**Data excerpt**
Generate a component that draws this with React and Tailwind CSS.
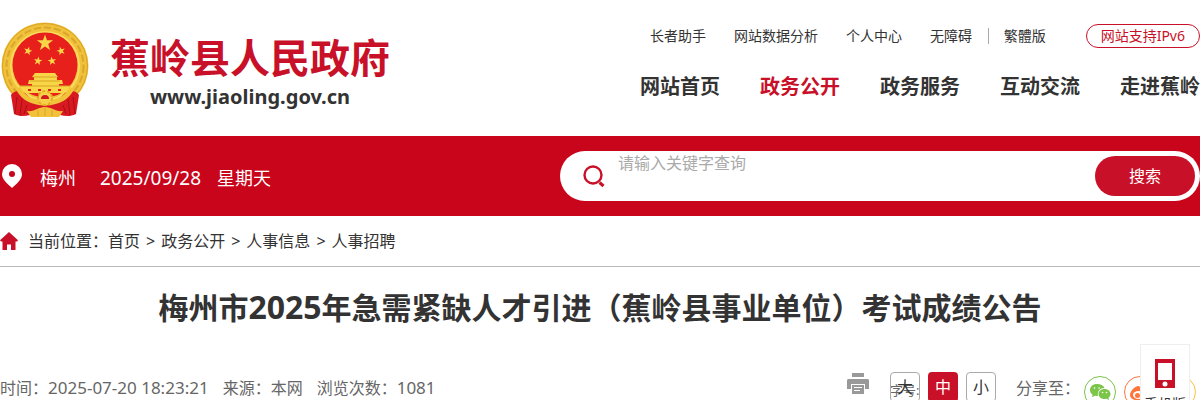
const topLinks = ["长者助手", "网站数据分析", "个人中心", "无障碍"]

const navItems = ["网站首页", "政务公开", "政务服务", "互动交流", "走进蕉岭"]

const crumbs = ["首页", "政务公开", "人事信息", "人事招聘"]

const STAR = "M0-10 2.4-3.2 9.5-3.1 3.8 1.2 5.9 8.1 0 4 -5.9 8.1 -3.8 1.2 -9.5-3.1 -2.4-3.2Z"

function Emblem() {
  return (
    <svg viewBox="0 0 90 98" className="h-[98px] w-[90px] shrink-0" aria-hidden="true">
      <circle cx="45" cy="45" r="43.5" fill="#f0c13a" />
      <circle cx="45" cy="45" r="42.5" fill="none" stroke="#d9a224" strokeWidth="1" />
      <circle cx="45" cy="45" r="38.5" fill="none" stroke="#dba62a" strokeWidth="2" strokeDasharray="7 3" />
      <circle cx="45" cy="45" r="34" fill="none" stroke="#f9dc5c" strokeWidth="2" />
      <circle cx="45" cy="44" r="32.5" fill="#e8201c" />
      <g fill="#f9d648">
        <path d={STAR} transform="translate(45 22) scale(.85)" />
        <path d={STAR} transform="translate(28 30) rotate(15) scale(.45)" />
        <path d={STAR} transform="translate(61 30) rotate(-15) scale(.45)" />
        <path d={STAR} transform="translate(38 40) rotate(10) scale(.45)" />
        <path d={STAR} transform="translate(52 40) rotate(-10) scale(.45)" />
        <path d="M35 52h20l3 4h-1v3h5l1 4h-4v2h11v7H20v-7h12v-2h-4l1-4h5v-3h-2z" />
      </g>
      <path d="M33 56h24M30 60h30M20 65h50" stroke="#d9a224" />
      <path d="M28 69h3m7 0h3m7 0h3m7 0h3" stroke="#e2231a" strokeWidth="2" />
      <path d="M11 74c3-5 9-5 14-2l8 8 12 5 12-5 8-8c5-3 11-3 14 2l-3 19c-6 3-11 2-16 1H30c-5 1-10 2-16-1z" fill="#d81a20" />
      <path d="M18 67c5 10 14 15 27 15s22-5 27-15" fill="none" stroke="#f2c33a" strokeWidth="5" />
      <circle cx="45" cy="77" r="7" fill="#f7d04a" stroke="#e5ad25" strokeWidth="2" strokeDasharray="3 2" />
      <path d="M41 78a4 4 0 0 1 8 0z" fill="#d31920" />
      <path d="M27 90c8 1 11-4 18-4s10 5 18 4l-4 6H31z" fill="#f2c33a" />
      <path d="M45 87v8m-7-6v6m14-6v6" stroke="#d9a224" />
      <path d="M17 76l-2 17M22 78l-2 16M73 76l2 17M68 78l2 16M27 84l-3 9M63 84l3 9" stroke="#a80f18" fill="none" />
    </svg>
  )
}

function Header() {
  return (
    <header className="flex h-[136px] justify-between">
      <a href="#" className="flex pt-[21px]">
        <Emblem />
        <span className="ml-5 flex flex-col items-center pt-3">
          <span className="text-[40px] leading-[50px] font-bold text-[#c81128]">蕉岭县人民政府</span>
          <span className="text-[20px] leading-7 font-bold text-[#333]">www.jiaoling.gov.cn</span>
        </span>
      </a>
      <div className="pt-6">
        <div className="flex items-center justify-between pl-[10px] text-[14px] leading-6">
          <div className="flex gap-7">
            {topLinks.map((label) => (
              <a key={label} href="#">{label}</a>
            ))}
          </div>
          <div className="flex items-center">
            <span className="mr-[15px] h-4 w-px bg-[#aaa]" />
            <a href="#">繁體版</a>
          </div>
          <a href="#" className="ml-6 rounded-full border border-[#c81128] px-[14px] leading-[22px] text-[#c81128]">
            网站支持IPv6
          </a>
        </div>
        <nav className="mt-6 flex gap-10 text-[20px] leading-[30px] font-bold">
          {navItems.map((item) => (
            <a key={item} href="#" className={item === "政务公开" ? "text-[#c81128]" : ""}>{item}</a>
          ))}
        </nav>
      </div>
    </header>
  )
}

function SearchBar() {
  return (
    <div className="flex h-20 items-center justify-between bg-[#c9051c] text-white">
      <div className="flex items-center text-[18px] leading-6">
        <svg viewBox="0 0 24 26" className="h-[26px] w-6" aria-hidden="true">
          <path fillRule="evenodd" d="M12 1a10 10 0 0 0-10 10c0 6 6 10 10 14 4-4 10-8 10-14A10 10 0 0 0 12 1zm0 7a3 3 0 1 1 0 6 3 3 0 0 1 0-6z" fill="#fff" />
        </svg>
        <span className="mt-1 ml-4">梅州</span>
        <span className="mt-1 ml-6 text-[19px]">2025/09/28</span>
        <span className="mt-1 ml-4">星期天</span>
      </div>
      <form className="flex h-[50px] w-[640px] items-center rounded-full bg-white pr-[5px]" onSubmit={(e) => e.preventDefault()}>
        <svg viewBox="0 0 24 24" className="mr-3 ml-[22px] h-6 w-6 shrink-0" fill="none" stroke="#c81128" strokeWidth="2.4" aria-hidden="true">
          <circle cx="11" cy="11" r="8.5" />
          <path d="M17.5 18.5l4 3.5" strokeWidth="3" />
        </svg>
        <input
          type="text"
          aria-label="请输入关键字查询"
          placeholder="请输入关键字查询"
          className="h-[46px] min-w-0 flex-1 pb-[26px] pl-0 text-[16px] leading-5 text-[#333] outline-none placeholder:text-[#aaa]"
        />
        <button type="submit" className="h-10 w-[100px] rounded-full bg-[#c81128] text-[16px]">搜索</button>
      </form>
    </div>
  )
}

function Breadcrumb() {
  return (
    <nav className="flex h-[51px] items-center border-b border-[#bbb] text-[16px]">
      <svg viewBox="0 0 18 18" className="h-[18px] w-[18px]" aria-hidden="true">
        <path d="M9 0l9 8.2-1 1.3h-1.500V18H11v-5.500H7V18H2.500V9.500H1L0 8.200z" fill="#c81128" />
      </svg>
      <span className="ml-[10px]">当前位置：</span>
      {crumbs.map((crumb, i) => (
        <span key={crumb} className="flex">
          {i > 0 && <span className="mx-[6px]">&gt;</span>}
          <a href="#">{crumb}</a>
        </span>
      ))}
    </nav>
  )
}

function FontSizes() {
  return (
    <div className="relative ml-[21px] flex gap-2 text-[16px]">
      <span className="absolute top-[6px] left-0 text-[13px] leading-6 text-[#666]">字号:</span>
      <button className="relative h-[30px] w-[30px] rounded-sm border border-[#aaa] text-[#333]">大</button>
      <button className="relative h-[30px] w-[30px] rounded-sm bg-[#c81128] text-white">中</button>
      <button className="relative h-[30px] w-[30px] rounded-sm border border-[#aaa] text-[#333]">小</button>
    </div>
  )
}

function ShareLinks() {
  return (
    <div className="mt-1 flex gap-2">
      <a href="#" aria-label="微信">
        <svg viewBox="0 0 32 32" className="h-8 w-8">
          <circle cx="16" cy="16" r="15.500" fill="none" stroke="#7bc549" />
          <path d="M13 8c-4.400 0-7 2.700-7 6 0 2 1 3.600 2.600 4.700L8 21.200l3-1.500 3 .3c-1-4.600 2-8 6.500-8C19.500 9.500 16.500 8 13 8z" fill="#7bc549" />
          <path d="M20.500 13c-3.500 0-6 2.300-6 5s2.500 5 6 5l2-.3 2.600 1.300-.6-2.200c1.300-1 2-2.300 2-3.800 0-2.700-2.500-5-6-5z" fill="#7bc549" />
          <path d="M10.500 12h.1m4.400 0h.1m3.400 4.500h.1m3.900 0h.1" stroke="#fff" strokeWidth="1.600" strokeLinecap="round" />
        </svg>
      </a>
      <a href="#" aria-label="微博">
        <svg viewBox="0 0 32 32" className="h-8 w-8">
          <circle cx="16" cy="16" r="15.500" fill="none" stroke="#ff763b" />
          <path d="M14 10c-4 1-8 5.500-8 9 0 3.500 4 5.500 9 5.500s9-3 9-6c0-2-1.500-3-3-3.500 1-3-2-3.500-5-2 .5-2-.5-3.300-2-3z" fill="#ff763b" />
          <ellipse cx="14.500" cy="19" rx="5.500" ry="4" fill="#fff" />
          <circle cx="13.500" cy="19.500" r="2.500" fill="#ff763b" />
          <path d="M19 8c4-1 7 2 6 6" fill="none" stroke="#ff763b" strokeWidth="2" />
        </svg>
      </a>
      <a href="#" aria-label="QQ空间">
        <svg viewBox="0 0 32 32" className="h-8 w-8">
          <circle cx="16" cy="16" r="15.500" fill="none" stroke="#fdbe3d" />
          <path d={STAR} transform="translate(16 16)" fill="#fdbe3d" />
        </svg>
      </a>
    </div>
  )
}

function Article() {
  return (
    <main>
      <h1 className="mt-[18px] text-center text-[30px] leading-[44px] font-bold">
        梅州市<span className="text-[32px]">2025</span>年急需紧缺人才引进（蕉岭县事业单位）考试成绩公告
      </h1>
      <div className="mt-[42px] flex items-start justify-between text-[16px] text-[#666]">
        <div className="flex gap-[14px] pt-1 leading-6">
          <span>时间：<time className="text-[17px]">2025-07-20 18:23:21</time></span>
          <span>来源：本网</span>
          <span>浏览次数：<span className="text-[17px]">1081</span></span>
        </div>
        <div className="flex items-start pr-1">
          <button aria-label="打印" className="mt-px">
            <svg viewBox="0 0 22 22" className="h-[22px] w-[22px]">
              <path d="M5 0h12v4H5zM1 6h20l1 1v9h-4v-5H4v5H0V7z" fill="#999" />
              <path fillRule="evenodd" d="M5 12h12v9H5zm2 2v1h8v-1zm0 3v1h6v-1z" fill="#999" />
            </svg>
          </button>
          <FontSizes />
          <span className="mt-1 mr-1 ml-5 leading-6">分享至：</span>
          <ShareLinks />
        </div>
      </div>
    </main>
  )
}

function MobileTab() {
  return (
    <a href="#" className="fixed top-[344px] right-[10px] flex w-[50px] flex-col items-center border border-[#eee] bg-white pt-[14px] text-[14px]">
      <svg viewBox="0 0 20 29" className="h-[29px] w-5" aria-hidden="true">
        <path fillRule="evenodd" d="M0 0h20v29H0zm3 4v17h14V4z" fill="#c81128" />
        <circle cx="10" cy="25" r="2.500" fill="#fff" />
      </svg>
      <span className="mt-1 leading-6">手机版</span>
    </a>
  )
}

export default function App() {
  return (
    <div className="h-screen overflow-hidden bg-white font-['Noto_Sans','Noto_Sans_CJK_SC',sans-serif] text-[#333]">
      <Header />
      <SearchBar />
      <Breadcrumb />
      <Article />
      <MobileTab />
    </div>
  )
}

**Problem to work on**
Leave the pictures out and please restate exactly the lines running from the start of the material through the one with "2.4-3.2 9.5-3.1 3.8".

**Complete output**
Generate a component that draws this with React and Tailwind CSS.
const topLinks = ["长者助手", "网站数据分析", "个人中心", "无障碍"]

const navItems = ["网站首页", "政务公开", "政务服务", "互动交流", "走进蕉岭"]

const crumbs = ["首页", "政务公开", "人事信息", "人事招聘"]

const STAR = "M0-10 2.4-3.2 9.5-3.1 3.8 1.2 5.9 8.1 0 4 -5.9 8.1 -3.8 1.2 -9.5-3.1 -2.4-3.2Z"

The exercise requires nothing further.